Baca berita dengan sedikit iklan, klik di sini
PARIS, di pengujung musim panas. Kawasan mentereng di Avenue Charles de Gaulle seperti baru saja terjaga dari tidur malam ketika seorang perempuan setengah baya bergegas membukakan pintu apartemen. ”Tuan Salim ada di lantai enam,” begitu kira-kira dia berujar seraya menunjuk ke atas. Sebuah lift tua yang hanya bisa dinaiki dua orang bertubuh langsing bergerak ke atas, dengan suara gemeretak seperti mesin giling pabrik.

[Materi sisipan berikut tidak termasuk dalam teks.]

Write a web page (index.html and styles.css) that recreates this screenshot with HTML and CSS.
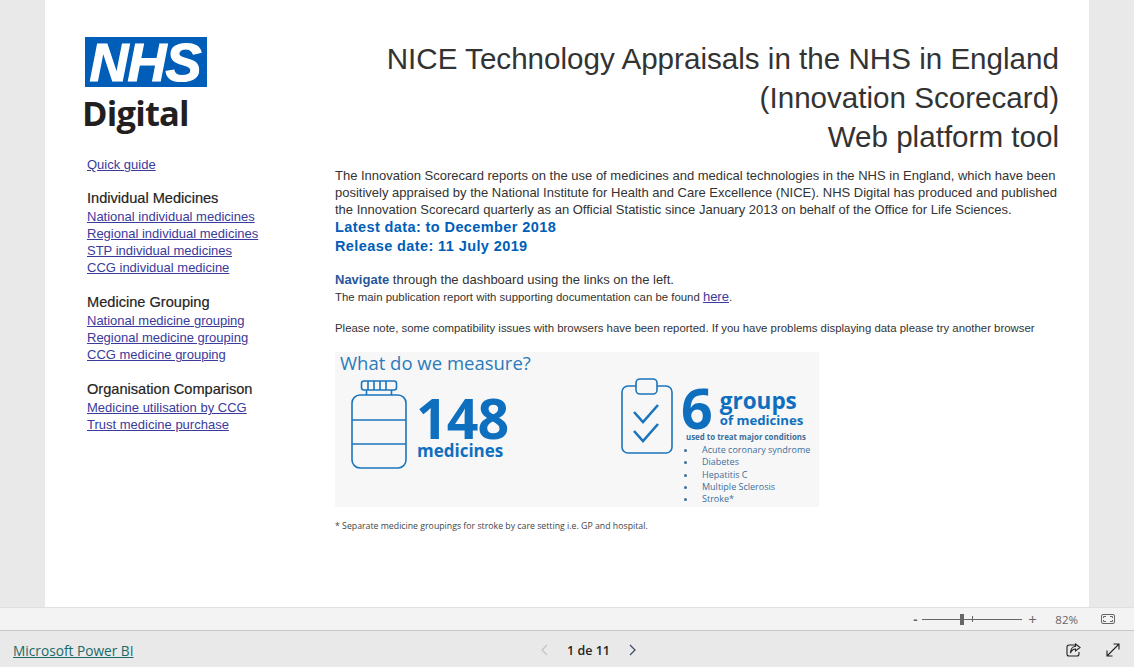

Di lantai pemuncak apartemen, semua pintu kamar bercat warna abu-abu itu tertutup. Di manakah Salim, maestro pelukis berusia 100 tahun yang lebih kondang di Eropa ketimbang di negerinya sendiri itu? Tak ada jawaban di setiap pintu yang kuketuk. Dari pintu terakhir di sudut ruangan, seorang perempuan dengan rambut penuh uban melambai-lambaikan tangannya yang keriput, lalu menyapa dalam bahasa Prancis yang tak kumengerti.
Lamat-lamat terdengar suara lelaki. ”Silakan masuk,” suaranya parau. Seorang pria duduk tepekur di sebuah kursi kusam, dengan tongkat rotan berkepala melengkung. Hanya selangkah di depannya, di atas dingklik plastik, tergeletak pesawat telepon dengan kertas putih berjudul ”The Other Salim” karya Francois Raillon, Indonesianis asal Prancis. ”Silakan duduk,” katanya seraya memperkenalkan Héléna, yang berumur 90 tahun.
Héléna? Inikah perempuan berambut perak yang begitu ia kagumi? Seorang bekas juru rawat di sebuah rumah sakit kelas atas Prancis yang setia mendampinginya selama 60 tahun, lalu mengilhami salah satu lukisannya, Héléna dan Emas? Ia menyiapkan keripik kentang dan kacang. Ia bersorai ketika kubawakan cokelat dari kota tua Trier, Jerman. Salim ikut mengunyah, ia tersenyum melihat Héléna bak bocah mendapat mainan baru.
Salim menyimak keriangan Héléna sambil bicara perlahan dengan muka tertunduk dan punggung setengah membungkuk. Bicaranya mulai tak jelas. Ia berjalan tertatih-tatih di antara kamar tidur dan ruangan tempat kami bicara yang cuma berjarak empat langkah. Ketika hendak dipotret, ia minta waktu untuk meluruskan rambut peraknya, menaruh peci hitam, dan membenahi blus kelabu serta celana hitamnya yang ditutupi selimut hijau muda. Ketika dipotret, ia minta berpose aneka gaya, sendiri ataupun bersama Héléna, sambil sesekali menari-nari, mendendangkan lagu patriotisme menirukan suara trompet... tetetetetetettt.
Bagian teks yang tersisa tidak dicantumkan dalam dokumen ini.